What is optical path? Obtain the equation for optical path of a medium of thickness d and refractive index n.
Answer:
Optical path of a medium is defined as the distance d’ light travels in vacuum in the same time it travels a distance d in the medium.
Let us consider a medium of refractive index n and thickness d. Light travels with a speed v through the medium in a time t. Then we can write,
Samacheer Kalvi 12th Physics Solutions Chapter 6 Optics-7
v = \(\frac { d }{ t }\); rewritten as, t = \(\frac { d }{ v }\)
In the same time, light can cover a greater distance d’
in vacuum as it travels with greater speed c in vacuum.
Then we have,
c = v = \(\frac { d’ }{ t }\); rewritten as, t = \(\frac { d’ }{ c }\)
As the time taken in both the cases is the same, we can equate the time t as,
\(\frac { d’ }{ c }\) = \(\frac { d }{ v }\)

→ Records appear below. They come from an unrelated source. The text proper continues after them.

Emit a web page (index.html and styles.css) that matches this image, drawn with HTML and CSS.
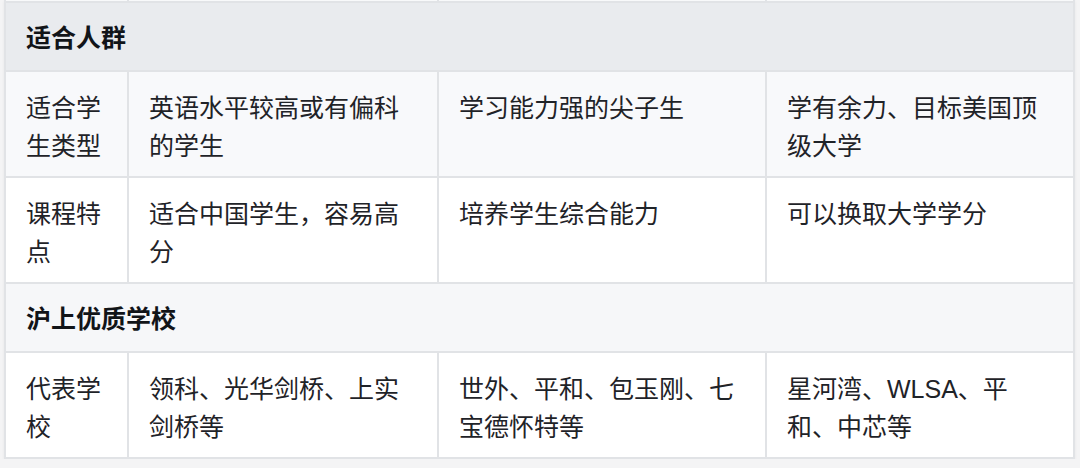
FILE: index.html
```html
<!DOCTYPE html>
<html lang="zh-CN">
<head>
<meta charset="utf-8">
<link rel="stylesheet" href="styles.css">
</head>
<body>
<div class="wrap">
<table class="grid">
  <colgroup>
    <col class="c1"><col class="c2"><col class="c3"><col class="c4">
  </colgroup>
  <tbody>
    <tr class="cut"><td></td><td></td><td></td><td></td></tr>
    <tr class="head dark"><td colspan="4">适合人群</td></tr>
    <tr class="alt"><td>适合学生类型</td><td>英语水平较高或有偏科的学生</td><td>学习能力强的尖子生</td><td>学有余力、目标美国顶级大学</td></tr>
    <tr><td>课程特点</td><td>适合中国学生，容易高分</td><td>培养学生综合能力</td><td>可以换取大学学分</td></tr>
    <tr class="head light"><td colspan="4">沪上优质学校</td></tr>
    <tr><td>代表学校</td><td>领科、光华剑桥、上实剑桥等</td><td>世外、平和、包玉刚、七宝德怀特等</td><td>星河湾、WLSA、平和、中芯等</td></tr>
  </tbody>
</table>
</div>
</body>
</html>
```
FILE: styles.css
```css
html, body {
  margin: 0;
  padding: 0;
  background: #f4f4f5;
}
.wrap {
  padding: 0 5px 0 4px;
}
.grid {
  width: 1071px;
  border-collapse: collapse;
  table-layout: fixed;
  background: #ffffff;
  font-family: "Liberation Sans", "Noto Sans CJK SC", sans-serif;
  font-size: 25px;
  line-height: 38px;
  color: #1f2328;
  box-shadow: 0 1px 3px rgba(0,0,0,0.06);
}
.c1 { width: 123px; }
.c2 { width: 310px; }
.c3 { width: 328px; }
.c4 { width: 308px; }
.grid td {
  border: 2px solid #e1e3e6;
  padding: 17px 20px 11px 20px;
  vertical-align: top;
  word-break: break-all;
}
.grid tr.cut td {
  padding: 0;
  height: 1px;
  line-height: 0;
  font-size: 0;
  border-top: 0;
  background: #f8f9fa;
}
.grid tr.head td {
  font-weight: 700;
  color: #111418;
  padding: 16px 20px 13px 20px;
}
.grid tr.dark td { background: #e9ebee; }
.grid tr.light td { background: #f6f7f9; }
.grid tr.alt td { background: #f8f9fb; }
```
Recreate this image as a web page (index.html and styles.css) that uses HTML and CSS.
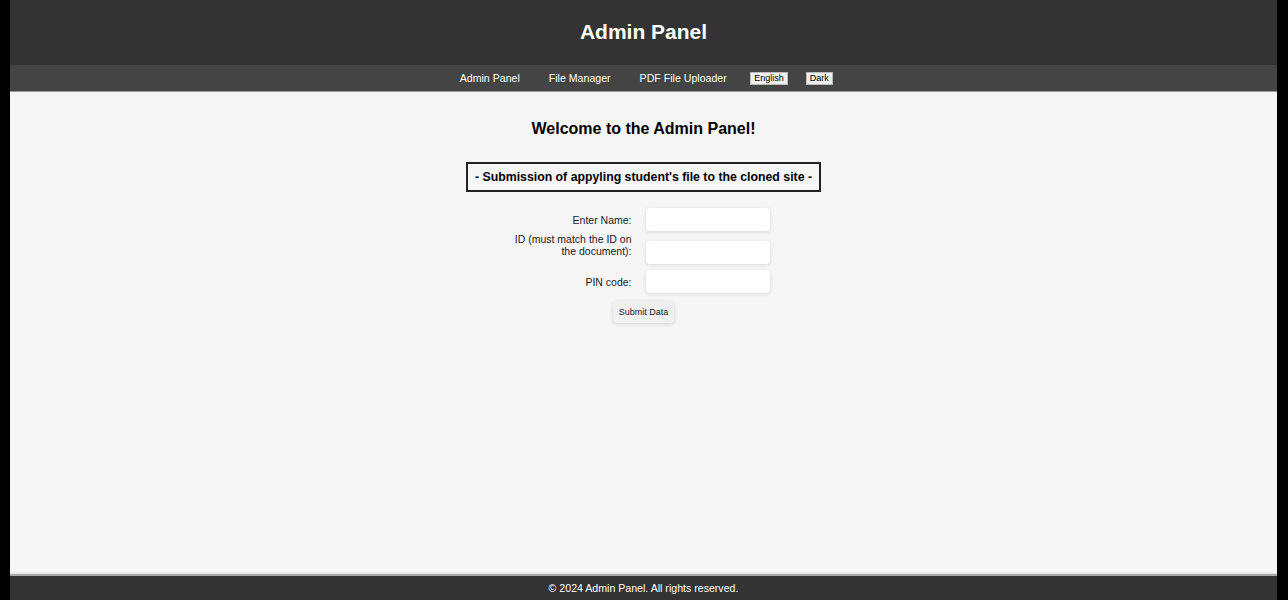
FILE: index.html
```html
<!DOCTYPE html>
<html lang="en">
<head>
<meta charset="utf-8">
<title>Admin Panel</title>
<link rel="stylesheet" href="styles.css">
</head>
<body>
<div class="page">
  <header class="site-header">
    <h1 class="site-title">Admin Panel</h1>
  </header>
  <nav class="site-nav">
    <a class="nav-link" href="#">Admin Panel</a>
    <a class="nav-link" href="#">File Manager</a>
    <a class="nav-link" href="#">PDF File Uploader</a>
    <button class="nav-btn" type="button">English</button>
    <button class="nav-btn" type="button">Dark</button>
  </nav>
  <main class="content">
    <h2 class="welcome">Welcome to the Admin Panel!</h2>
    <div class="boxed-title">- Submission of appyling student's file to the cloned site -</div>
    <form class="entry-form">
      <label class="field-label" for="name">Enter Name:</label>
      <input class="field-input" id="name" type="text">
      <label class="field-label field-label--two" for="sid">ID (must match the ID on the document):</label>
      <input class="field-input field-input--two" id="sid" type="text">
      <label class="field-label" for="pin">PIN code:</label>
      <input class="field-input" id="pin" type="text">
      <div class="form-actions">
        <button class="submit-btn" type="button">Submit Data</button>
      </div>
    </form>
  </main>
  <footer class="site-footer">© 2024 Admin Panel. All rights reserved.</footer>
</div>
</body>
</html>
```

FILE: styles.css
```css
html, body {
  margin: 0;
  padding: 0;
  height: 100%;
}
body {
  background: #000;
  font-family: "Liberation Sans", Arial, sans-serif;
}
.page {
  margin: 0 11px 0 10px;
  height: 600px;
  display: flex;
  flex-direction: column;
  background: #f6f6f6;
}
.site-header {
  height: 65px;
  background: #333;
  display: flex;
  align-items: center;
  justify-content: center;
}
.site-title {
  margin: 0;
  color: #fff;
  font-size: 21px;
  font-weight: bold;
  padding-bottom: 2px;
}
.site-nav {
  height: 26px;
  background: #444;
  border-bottom: 1px solid #999;
  display: flex;
  align-items: center;
  justify-content: center;
  padding-left: 0;
}
.nav-link {
  color: #fff;
  text-decoration: none;
  font-size: 10.6px;
  margin: 0 14.5px 1px;
}
.nav-btn {
  font-family: "Liberation Sans", Arial, sans-serif;
  font-size: 9px;
  line-height: 11px;
  padding: 0 3px;
  height: 13px;
  margin: 1px 9px 0;
  background: #f0f0f0;
  color: #000;
  border: 1px solid #bbb;
  border-radius: 0;
}
.content {
  flex: 1;
  display: flex;
  flex-direction: column;
  align-items: center;
}
.welcome {
  margin: 28px 0 0;
  font-size: 16px;
  font-weight: bold;
  color: #000;
  line-height: 18px;
}
.boxed-title {
  margin-top: 24px;
  border: 2px solid #222;
  padding: 6px 7px 5px;
  font-size: 12.3px;
  font-weight: bold;
  color: #000;
  line-height: 15px;
}
.entry-form {
  margin-top: 16px;
  display: grid;
  grid-template-columns: 120px 124px;
  column-gap: 14px;
  row-gap: 6px;
  align-items: center;
  margin-right: 6px;
}
.field-label {
  text-align: right;
  font-size: 10.5px;
  color: #1a1a1a;
  line-height: 12px;
}
.field-label--two {
  align-self: start;
  margin-top: -4px;
}
.field-input {
  height: 23px;
  box-sizing: border-box;
  border: none;
  border-radius: 4px;
  background: #fff;
  box-shadow: 0 1px 4px rgba(0, 0, 0, 0.12);
}
.field-input--two {
  align-self: start;
  margin-top: 4px;
}
.form-actions {
  grid-column: 1 / -1;
  display: flex;
  justify-content: center;
  padding-left: 6px;
  margin-top: 2px;
}
.submit-btn {
  font-family: "Liberation Sans", Arial, sans-serif;
  font-size: 9px;
  color: #222;
  width: 61px;
  height: 22px;
  border: none;
  border-radius: 4px;
  background: #f0f0f0;
  box-shadow: 0 1px 4px rgba(0, 0, 0, 0.15);
  padding: 0;
}
.site-footer {
  height: 24px;
  background: #333;
  border-top: 2px solid #aaa;
  box-shadow: 0 -1px 2px rgba(0,0,0,0.1);
  color: #fff;
  font-size: 10.6px;
  display: flex;
  align-items: center;
  justify-content: center;
}
```
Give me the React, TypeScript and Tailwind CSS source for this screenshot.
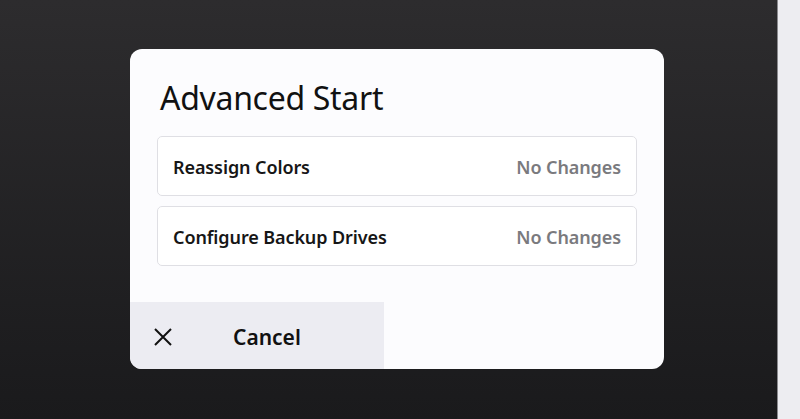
export default function App() {
  const rows = ["Reassign Colors", "Configure Backup Drives"];

  return (
    <div
      className="flex h-[419px] w-[800px] overflow-hidden"
      style={{ fontFamily: '"Noto Sans", Inter, sans-serif' }}
    >
      {/* dimmed backdrop */}
      <div className="flex flex-1 flex-col bg-gradient-to-b from-[#2d2c2e] to-[#1a1a1c] pl-[130px] pt-[49px]">
        <div className="flex h-[320px] w-[534px] flex-col overflow-hidden rounded-[12px] bg-[#fcfcfe]">
          <h1 className="pl-[30px] pt-[29px] text-[32px] leading-[40px] font-normal tracking-[-0.3px] text-[#111]">
            Advanced Start
          </h1>

          <div className="mt-[18px] flex flex-col gap-[10px] px-[27px]">
            {rows.map((label) => (
              <div
                key={label}
                className="flex h-[60px] items-center justify-between rounded-[5px] border border-[#dfdfe4] bg-white px-[15px] pt-[2px]"
              >
                <span className="text-[18px] font-semibold tracking-[-0.1px] text-[#161616]">{label}</span>
                <span className="text-[18px] font-semibold tracking-[-0.1px] text-[#7a7a7e]">No Changes</span>
              </div>
            ))}
          </div>

          <div className="mt-auto flex">
            <button className="flex h-[67px] w-[254px] items-center bg-[#ececf2] pl-[24px] pt-[2px]">
              <svg width="18" height="18" viewBox="0 0 18 18" fill="none" stroke="#111" strokeWidth="2">
                <path d="M1 1l16 16M17 1L1 17" />
              </svg>
              <span className="ml-[61px] pt-[2px] text-[21px] font-semibold text-[#111]">Cancel</span>
            </button>
          </div>
        </div>
      </div>

      {/* right edge panel */}
      <div className="w-[23px] border-l border-[#8a8a8e] bg-[#ededf1]" />
    </div>
  );
}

rewritten for the optical path d’ as d’ = \(\frac { c }{ v }\)d
As, \(\frac { c }{ v }\) = n ; The optical path d’ is, d’ = nd
As n is always greater than 1, the optical path d’ of the medium is always greater than d.

Question 7.
State the laws of refraction.
Answer:
Law of refraction is called Snell’s law.
Snell’s law states that,
(a) The incident ray, refracted ray and normal to the refracting surface are all coplanar (i.e. lie in the same plane).
(b) The ratio of angle of incident i in the first medium to the angle of reflection r in the second medium is equal to the ratio of refractive index of the second medium n2 to that of the refractive index of the first medium n1.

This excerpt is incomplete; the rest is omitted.